What the task asks —
Go through the material and write it all out exactly, minus the pictures.

Available data —
────

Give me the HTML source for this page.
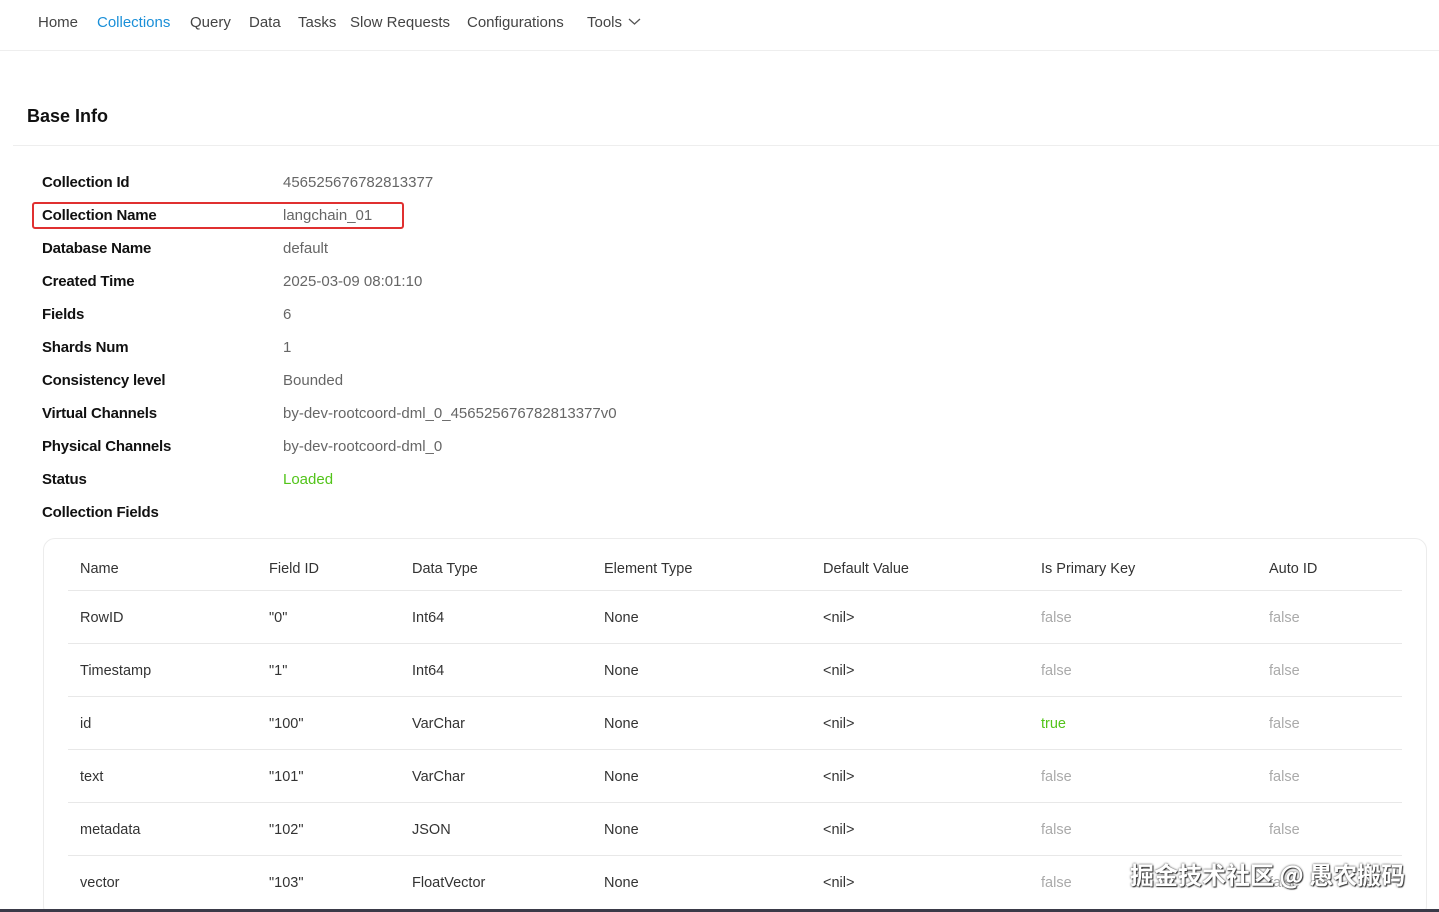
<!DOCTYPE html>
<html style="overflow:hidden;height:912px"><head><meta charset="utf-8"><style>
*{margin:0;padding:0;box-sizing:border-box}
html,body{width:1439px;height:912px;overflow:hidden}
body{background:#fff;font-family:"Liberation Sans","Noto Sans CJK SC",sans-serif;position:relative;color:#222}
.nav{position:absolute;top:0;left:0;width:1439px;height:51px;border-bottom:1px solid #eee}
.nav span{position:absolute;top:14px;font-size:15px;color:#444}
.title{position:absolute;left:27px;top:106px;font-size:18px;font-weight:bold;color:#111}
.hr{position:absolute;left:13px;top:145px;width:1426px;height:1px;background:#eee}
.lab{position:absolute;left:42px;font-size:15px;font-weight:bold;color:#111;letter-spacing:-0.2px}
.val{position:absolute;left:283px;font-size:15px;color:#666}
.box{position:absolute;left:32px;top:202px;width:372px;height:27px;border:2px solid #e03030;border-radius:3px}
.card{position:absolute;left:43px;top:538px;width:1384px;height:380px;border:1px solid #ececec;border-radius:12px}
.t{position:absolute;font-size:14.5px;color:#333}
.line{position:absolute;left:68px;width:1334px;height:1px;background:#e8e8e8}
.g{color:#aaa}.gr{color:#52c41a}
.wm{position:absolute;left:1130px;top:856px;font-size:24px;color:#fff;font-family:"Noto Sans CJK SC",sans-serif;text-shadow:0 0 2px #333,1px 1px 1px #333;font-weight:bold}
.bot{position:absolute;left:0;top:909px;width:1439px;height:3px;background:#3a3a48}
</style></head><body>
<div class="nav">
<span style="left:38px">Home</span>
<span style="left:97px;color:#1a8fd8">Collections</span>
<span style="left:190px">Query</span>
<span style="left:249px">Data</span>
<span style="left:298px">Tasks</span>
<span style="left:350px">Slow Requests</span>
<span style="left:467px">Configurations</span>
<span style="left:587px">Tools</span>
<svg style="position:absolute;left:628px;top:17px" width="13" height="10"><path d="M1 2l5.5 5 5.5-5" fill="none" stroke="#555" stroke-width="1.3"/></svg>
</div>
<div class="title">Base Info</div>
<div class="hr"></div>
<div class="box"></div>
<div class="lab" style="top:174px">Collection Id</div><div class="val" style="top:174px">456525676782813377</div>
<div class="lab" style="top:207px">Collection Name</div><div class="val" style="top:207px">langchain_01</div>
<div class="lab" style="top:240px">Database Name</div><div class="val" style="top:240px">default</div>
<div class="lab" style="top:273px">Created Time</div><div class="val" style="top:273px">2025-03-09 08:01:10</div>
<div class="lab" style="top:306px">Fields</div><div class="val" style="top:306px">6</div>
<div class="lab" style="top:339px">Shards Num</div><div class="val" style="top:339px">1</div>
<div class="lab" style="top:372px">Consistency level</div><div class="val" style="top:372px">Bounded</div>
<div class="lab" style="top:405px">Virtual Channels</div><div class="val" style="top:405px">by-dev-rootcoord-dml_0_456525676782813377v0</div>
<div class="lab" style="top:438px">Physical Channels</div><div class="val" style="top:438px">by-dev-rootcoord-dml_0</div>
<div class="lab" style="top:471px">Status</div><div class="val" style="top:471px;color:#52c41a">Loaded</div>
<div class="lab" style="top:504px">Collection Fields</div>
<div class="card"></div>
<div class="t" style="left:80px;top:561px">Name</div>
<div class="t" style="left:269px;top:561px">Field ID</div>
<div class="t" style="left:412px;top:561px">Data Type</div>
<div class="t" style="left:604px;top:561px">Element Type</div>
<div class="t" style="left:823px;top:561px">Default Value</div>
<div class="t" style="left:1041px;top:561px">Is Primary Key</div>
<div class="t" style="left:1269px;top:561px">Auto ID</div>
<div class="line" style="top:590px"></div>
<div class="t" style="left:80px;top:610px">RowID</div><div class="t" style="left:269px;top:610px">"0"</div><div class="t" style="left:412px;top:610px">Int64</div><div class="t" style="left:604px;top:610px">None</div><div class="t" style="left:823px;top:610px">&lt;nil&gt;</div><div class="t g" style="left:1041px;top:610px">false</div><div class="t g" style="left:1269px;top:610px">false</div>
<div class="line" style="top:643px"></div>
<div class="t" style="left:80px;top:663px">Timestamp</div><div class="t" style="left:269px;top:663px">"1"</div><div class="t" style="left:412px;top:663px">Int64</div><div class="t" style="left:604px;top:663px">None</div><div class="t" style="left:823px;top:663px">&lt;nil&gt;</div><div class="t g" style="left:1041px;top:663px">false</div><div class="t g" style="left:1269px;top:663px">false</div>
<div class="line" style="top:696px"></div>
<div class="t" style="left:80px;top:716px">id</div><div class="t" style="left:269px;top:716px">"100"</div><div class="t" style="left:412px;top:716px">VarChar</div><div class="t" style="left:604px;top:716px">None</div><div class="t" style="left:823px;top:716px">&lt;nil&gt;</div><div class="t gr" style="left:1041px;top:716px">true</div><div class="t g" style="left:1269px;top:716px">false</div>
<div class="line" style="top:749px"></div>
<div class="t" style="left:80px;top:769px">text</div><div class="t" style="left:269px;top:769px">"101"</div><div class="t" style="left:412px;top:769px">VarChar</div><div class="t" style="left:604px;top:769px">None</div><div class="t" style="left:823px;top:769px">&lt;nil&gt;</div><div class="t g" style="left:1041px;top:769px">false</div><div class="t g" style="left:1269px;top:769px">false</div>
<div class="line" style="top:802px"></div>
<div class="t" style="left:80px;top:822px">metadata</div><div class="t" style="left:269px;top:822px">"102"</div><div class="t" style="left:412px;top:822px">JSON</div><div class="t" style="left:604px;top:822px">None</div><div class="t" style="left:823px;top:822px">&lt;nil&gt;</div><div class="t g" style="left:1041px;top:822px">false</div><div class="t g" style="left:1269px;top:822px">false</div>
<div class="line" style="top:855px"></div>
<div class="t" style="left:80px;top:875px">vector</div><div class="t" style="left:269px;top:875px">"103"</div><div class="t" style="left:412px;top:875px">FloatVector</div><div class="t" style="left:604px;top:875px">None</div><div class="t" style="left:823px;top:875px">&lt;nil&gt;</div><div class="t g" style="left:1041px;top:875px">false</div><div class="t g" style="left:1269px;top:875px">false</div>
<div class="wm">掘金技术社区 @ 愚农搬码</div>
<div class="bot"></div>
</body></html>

────

Written response —
Give me the HTML source for this page.
<!DOCTYPE html>
<html style="overflow:hidden;height:912px"><head><meta charset="utf-8"><style>
*{margin:0;padding:0;box-sizing:border-box}
html,body{width:1439px;height:912px;overflow:hidden}
body{background:#fff;font-family:"Liberation Sans","Noto Sans CJK SC",sans-serif;position:relative;color:#222}
.nav{position:absolute;top:0;left:0;width:1439px;height:51px;border-bottom:1px solid #eee}
.nav span{position:absolute;top:14px;font-size:15px;color:#444}
.title{position:absolute;left:27px;top:106px;font-size:18px;font-weight:bold;color:#111}
.hr{position:absolute;left:13px;top:145px;width:1426px;height:1px;background:#eee}
.lab{position:absolute;left:42px;font-size:15px;font-weight:bold;color:#111;letter-spacing:-0.2px}
.val{position:absolute;left:283px;font-size:15px;color:#666}
.box{position:absolute;left:32px;top:202px;width:372px;height:27px;border:2px solid #e03030;border-radius:3px}
.card{position:absolute;left:43px;top:538px;width:1384px;height:380px;border:1px solid #ececec;border-radius:12px}
.t{position:absolute;font-size:14.5px;color:#333}
.line{position:absolute;left:68px;width:1334px;height:1px;background:#e8e8e8}
.g{color:#aaa}.gr{color:#52c41a}
.wm{position:absolute;left:1130px;top:856px;font-size:24px;color:#fff;font-family:"Noto Sans CJK SC",sans-serif;text-shadow:0 0 2px #333,1px 1px 1px #333;font-weight:bold}
.bot{position:absolute;left:0;top:909px;width:1439px;height:3px;background:#3a3a48}
</style></head><body>
<div class="nav">
<span style="left:38px">Home</span>
<span style="left:97px;color:#1a8fd8">Collections</span>
<span style="left:190px">Query</span>
<span style="left:249px">Data</span>
<span style="left:298px">Tasks</span>
<span style="left:350px">Slow Requests</span>
<span style="left:467px">Configurations</span>
<span style="left:587px">Tools</span>
<svg style="position:absolute;left:628px;top:17px" width="13" height="10"><path d="M1 2l5.5 5 5.5-5" fill="none" stroke="#555" stroke-width="1.3"/></svg>
</div>
<div class="title">Base Info</div>
<div class="hr"></div>
<div class="box"></div>
<div class="lab" style="top:174px">Collection Id</div><div class="val" style="top:174px">456525676782813377</div>
<div class="lab" style="top:207px">Collection Name</div><div class="val" style="top:207px">langchain_01</div>
<div class="lab" style="top:240px">Database Name</div><div class="val" style="top:240px">default</div>
<div class="lab" style="top:273px">Created Time</div><div class="val" style="top:273px">2025-03-09 08:01:10</div>
<div class="lab" style="top:306px">Fields</div><div class="val" style="top:306px">6</div>
<div class="lab" style="top:339px">Shards Num</div><div class="val" style="top:339px">1</div>
<div class="lab" style="top:372px">Consistency level</div><div class="val" style="top:372px">Bounded</div>
<div class="lab" style="top:405px">Virtual Channels</div><div class="val" style="top:405px">by-dev-rootcoord-dml_0_456525676782813377v0</div>
<div class="lab" style="top:438px">Physical Channels</div><div class="val" style="top:438px">by-dev-rootcoord-dml_0</div>
<div class="lab" style="top:471px">Status</div><div class="val" style="top:471px;color:#52c41a">Loaded</div>
<div class="lab" style="top:504px">Collection Fields</div>
<div class="card"></div>
<div class="t" style="left:80px;top:561px">Name</div>
<div class="t" style="left:269px;top:561px">Field ID</div>
<div class="t" style="left:412px;top:561px">Data Type</div>
<div class="t" style="left:604px;top:561px">Element Type</div>
<div class="t" style="left:823px;top:561px">Default Value</div>
<div class="t" style="left:1041px;top:561px">Is Primary Key</div>
<div class="t" style="left:1269px;top:561px">Auto ID</div>
<div class="line" style="top:590px"></div>
<div class="t" style="left:80px;top:610px">RowID</div><div class="t" style="left:269px;top:610px">"0"</div><div class="t" style="left:412px;top:610px">Int64</div><div class="t" style="left:604px;top:610px">None</div><div class="t" style="left:823px;top:610px">&lt;nil&gt;</div><div class="t g" style="left:1041px;top:610px">false</div><div class="t g" style="left:1269px;top:610px">false</div>
<div class="line" style="top:643px"></div>
<div class="t" style="left:80px;top:663px">Timestamp</div><div class="t" style="left:269px;top:663px">"1"</div><div class="t" style="left:412px;top:663px">Int64</div><div class="t" style="left:604px;top:663px">None</div><div class="t" style="left:823px;top:663px">&lt;nil&gt;</div><div class="t g" style="left:1041px;top:663px">false</div><div class="t g" style="left:1269px;top:663px">false</div>
<div class="line" style="top:696px"></div>
<div class="t" style="left:80px;top:716px">id</div><div class="t" style="left:269px;top:716px">"100"</div><div class="t" style="left:412px;top:716px">VarChar</div><div class="t" style="left:604px;top:716px">None</div><div class="t" style="left:823px;top:716px">&lt;nil&gt;</div><div class="t gr" style="left:1041px;top:716px">true</div><div class="t g" style="left:1269px;top:716px">false</div>
<div class="line" style="top:749px"></div>
<div class="t" style="left:80px;top:769px">text</div><div class="t" style="left:269px;top:769px">"101"</div><div class="t" style="left:412px;top:769px">VarChar</div><div class="t" style="left:604px;top:769px">None</div><div class="t" style="left:823px;top:769px">&lt;nil&gt;</div><div class="t g" style="left:1041px;top:769px">false</div><div class="t g" style="left:1269px;top:769px">false</div>
<div class="line" style="top:802px"></div>
<div class="t" style="left:80px;top:822px">metadata</div><div class="t" style="left:269px;top:822px">"102"</div><div class="t" style="left:412px;top:822px">JSON</div><div class="t" style="left:604px;top:822px">None</div><div class="t" style="left:823px;top:822px">&lt;nil&gt;</div><div class="t g" style="left:1041px;top:822px">false</div><div class="t g" style="left:1269px;top:822px">false</div>
<div class="line" style="top:855px"></div>
<div class="t" style="left:80px;top:875px">vector</div><div class="t" style="left:269px;top:875px">"103"</div><div class="t" style="left:412px;top:875px">FloatVector</div><div class="t" style="left:604px;top:875px">None</div><div class="t" style="left:823px;top:875px">&lt;nil&gt;</div><div class="t g" style="left:1041px;top:875px">false</div><div class="t g" style="left:1269px;top:875px">false</div>
<div class="wm">掘金技术社区 @ 愚农搬码</div>
<div class="bot"></div>
</body></html>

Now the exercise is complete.